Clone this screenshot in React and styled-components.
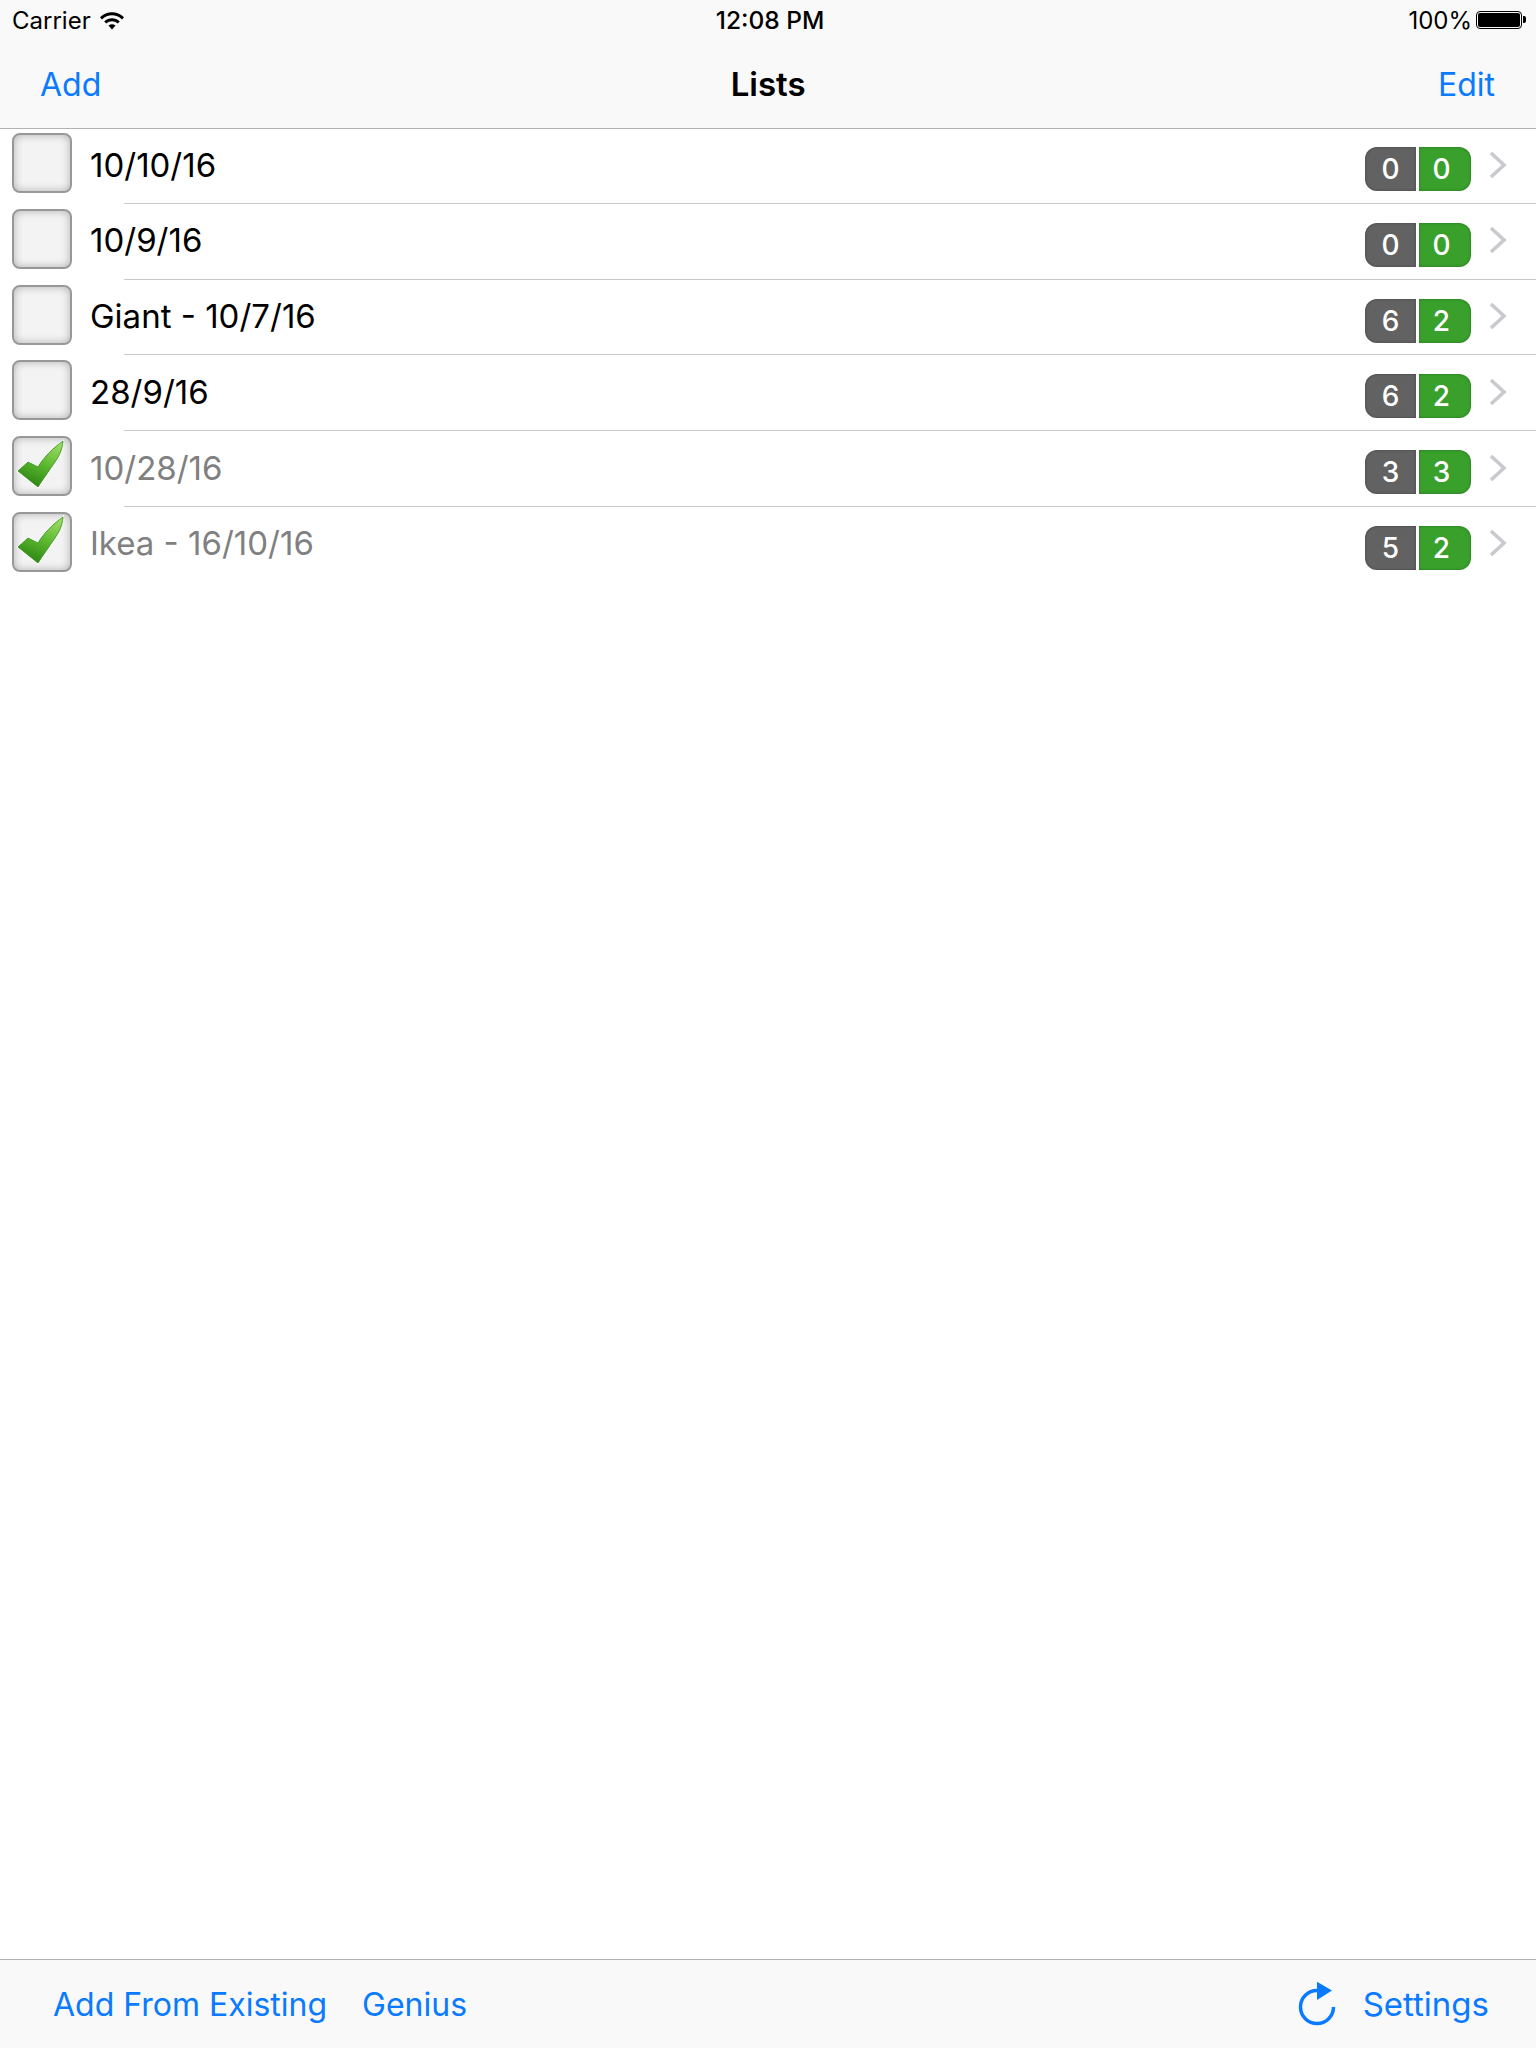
import React from "react";
import styled, { createGlobalStyle } from "styled-components";

const GlobalStyle = createGlobalStyle`
  html, body { margin: 0; padding: 0; background: #fff; }
  body { font-family: Inter, "Liberation Sans", sans-serif; }
`;

const lists = [
  { name: "10/10/16", left: 0, right: 0 },
  { name: "10/9/16", left: 0, right: 0 },
  { name: "Giant - 10/7/16", left: 6, right: 2 },
  { name: "28/9/16", left: 6, right: 2 },
  { name: "10/28/16", left: 3, right: 3, done: true },
  { name: "Ikea - 16/10/16", left: 5, right: 2, done: true },
];

function WifiIcon() {
  return (
    <svg width="26" height="20" viewBox="0 0 26 20">
      <path d="M1 7.2C7.8.6 18.2.6 25 7.2l-2 2.2C17.2 3.900 8.800 3.900 3 9.400z" fill="#000" />
      <path d="M5.200 11.400c4.600-4.300 11-4.300 15.600 0l-2.100 2.200c-3.400-3-8-3-11.400 0z" fill="#000" />
      <path d="M9.500 15.600c2.200-1.700 4.800-1.700 7 0L13 19.400z" fill="#000" />
    </svg>
  );
}

function CheckMark() {
  return (
    <CheckSvg viewBox="0 0 60 60">
      <defs>
        <linearGradient id="tick" x1="0.75" y1="0" x2="0.35" y2="1">
          <stop offset="0" stopColor="#9bdc62" />
          <stop offset="0.5" stopColor="#5cb82f" />
          <stop offset="1" stopColor="#2c8412" />
        </linearGradient>
      </defs>
      <path
        d="M52 3C51 15 48 20 44 27C38 36 32 44 26.500 53L4 35L16 25L26 29.500C32 20 41 11 52 3Z"
        fill="#fff"
        fillOpacity="0.85"
      />
      <path
        d="M51 5C50 15 47 20 43 26C37 35 31 43 26 51L6 35L16 26L26 31C32 21 41 12 51 5Z"
        fill="url(#tick)"
        stroke="#2f8a14"
        strokeWidth="0.800"
      />
    </CheckSvg>
  );
}

function Chevron() {
  return (
    <ChevronSvg viewBox="0 0 18 28">
      <path d="M2 2l13 12L2 26" fill="none" stroke="#c9c9ce" strokeWidth="3.600" />
    </ChevronSvg>
  );
}

function SyncIcon() {
  return (
    <svg width="40" height="46" viewBox="0 0 40 46">
      <path
        d="M20 9.500A16.500 16.500 0 1 0 36.500 26"
        fill="none"
        stroke="#0a7aff"
        strokeWidth="3.500"
      />
      <path d="M20 .7L35 9.500L20 19z" fill="#0a7aff" />
    </svg>
  );
}

export default function App() {
  return (
    <>
      <GlobalStyle />
      <Page>
        <TopBar>
          <StatusBar>
            <StatusLeft>
              <span>Carrier</span>
              <WifiIcon />
            </StatusLeft>
            <Clock>12:08 PM</Clock>
            <StatusRight>
              <span>100%</span>
              <Battery>
                <BatteryFill />
              </Battery>
            </StatusRight>
          </StatusBar>
          <NavBar>
            <NavLink>Add</NavLink>
            <NavTitle>Lists</NavTitle>
            <NavLink>Edit</NavLink>
          </NavBar>
        </TopBar>

        <ListArea>
          {lists.map((item, i) => (
            <Row key={item.name} $last={i === lists.length - 1}>
              <CheckBox>{item.done && <CheckMark />}</CheckBox>
              <RowName $done={item.done}>{item.name}</RowName>
              <Counts>
                <Count $kind="left">{item.left}</Count>
                <Count $kind="right">{item.right}</Count>
              </Counts>
              <Chevron />
            </Row>
          ))}
        </ListArea>

        <ToolBar>
          <ToolGroup $gap={35}>
            <ToolLink>Add From Existing</ToolLink>
            <ToolLink>Genius</ToolLink>
          </ToolGroup>
          <ToolGroup $gap={26}>
            <SyncIcon />
            <ToolLink $wide>Settings</ToolLink>
          </ToolGroup>
        </ToolBar>
      </Page>
    </>
  );
}

const Page = styled.div`
  width: 1536px;
  height: 2048px;
  display: flex;
  flex-direction: column;
  overflow: hidden;
  color: #000;
`;
const TopBar = styled.header`
  height: 128px;
  background: #f9f9f9;
  border-bottom: 1px solid #b2b2b2;
  flex: none;
`;
const StatusBar = styled.div`
  height: 40px;
  padding: 0 11px 0 12px;
  display: grid;
  grid-template-columns: 1fr auto 1fr;
  align-items: center;
  font-size: 24px;
`;
const StatusLeft = styled.div`
  display: flex;
  align-items: center;
  gap: 8px;
`;
const Clock = styled.div`
  font-size: 24.500px;
  font-weight: 500;
  padding-left: 3px;
`;
const StatusRight = styled.div`
  display: flex;
  align-items: center;
  justify-content: flex-end;
  gap: 4px;
`;
const Battery = styled.div`
  position: relative;
  width: 46px;
  height: 18px;
  box-sizing: border-box;
  border: 1px solid #000;
  border-radius: 4px;
  padding: 1px;
  margin-right: 3px;
  &::after {
    content: "";
    position: absolute;
    right: -5px;
    top: 4px;
    width: 3px;
    height: 7px;
    background: #000;
    border-radius: 0 2px 2px 0;
  }
`;
const BatteryFill = styled.div`
  height: 100%;
  background: #000;
  border-radius: 2px;
`;
const NavBar = styled.nav`
  height: 88px;
  padding: 0 41px 0 40px;
  display: flex;
  align-items: center;
  justify-content: space-between;
`;
const NavLink = styled.span`
  font-size: 32px;
  color: #0a7aff;
`;
const NavTitle = styled.h1`
  margin: 0 3px 0 0;
  font-size: 33px;
  font-weight: 600;
`;
const ListArea = styled.main`
  flex: 1;
`;
const Row = styled.div`
  position: relative;
  height: 75.750px;
  box-sizing: border-box;
  padding: 4px 29px 11.750px 12px;
  display: flex;
  align-items: center;
  &::after {
    content: "";
    display: ${(p) => (p.$last ? "none" : "block")};
    position: absolute;
    left: 124px;
    right: 0;
    bottom: 1px;
    height: 1px;
    background: #c8c7cc;
  }
`;
const CheckBox = styled.div`
  position: relative;
  flex: none;
  width: 60px;
  height: 60px;
  box-sizing: border-box;
  border: 2px solid #989898;
  border-radius: 8px;
  background: #f3f3f3;
  box-shadow: inset 0 0 8px rgba(0, 0, 0, 0.28);
`;
const CheckSvg = styled.svg`
  position: absolute;
  left: -2px;
  top: -2px;
  width: 60px;
  height: 60px;
`;
const RowName = styled.div`
  flex: 1;
  margin-left: 18px;
  padding-top: 3px;
  font-size: 33px;
  color: ${(p) => (p.$done ? "#808080" : "#000")};
`;
const Counts = styled.div`
  display: flex;
  gap: 3px;
  margin-top: 12px;
  margin-right: 18px;
`;
const Count = styled.div`
  height: 44px;
  box-sizing: border-box;
  display: flex;
  align-items: center;
  justify-content: center;
  font-size: 28px;
  font-weight: 500;
  color: #fff;
  width: ${(p) => (p.$kind === "left" ? "51px" : "52px")};
  padding-right: ${(p) => (p.$kind === "left" ? "0" : "7px")};
  background: ${(p) => (p.$kind === "left" ? "#626262" : "#39a02c")};
  border-radius: ${(p) => (p.$kind === "left" ? "12px 0 0 12px" : "0 12px 12px 0")};
  box-shadow: inset 0 0 3px rgba(0, 0, 0, 0.3);
`;
const ChevronSvg = styled.svg`
  flex: none;
  width: 18px;
  height: 28px;
  margin-top: 3px;
`;
const ToolBar = styled.footer`
  height: 88px;
  flex: none;
  background: #f9f9f9;
  border-top: 1px solid #b2b2b2;
  padding: 0 47px 0 53px;
  display: flex;
  align-items: center;
  justify-content: space-between;
`;
const ToolGroup = styled.div`
  display: flex;
  align-items: center;
  gap: ${(p) => p.$gap}px;
`;
const ToolLink = styled.span`
  font-size: ${(p) => (p.$wide ? "33px" : "32px")};
  color: #0a7aff;
`;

=-=-=

Pick out every line above that holds the word "React" and copy it.

Clone this screenshot in React and styled-components.
import React from "react";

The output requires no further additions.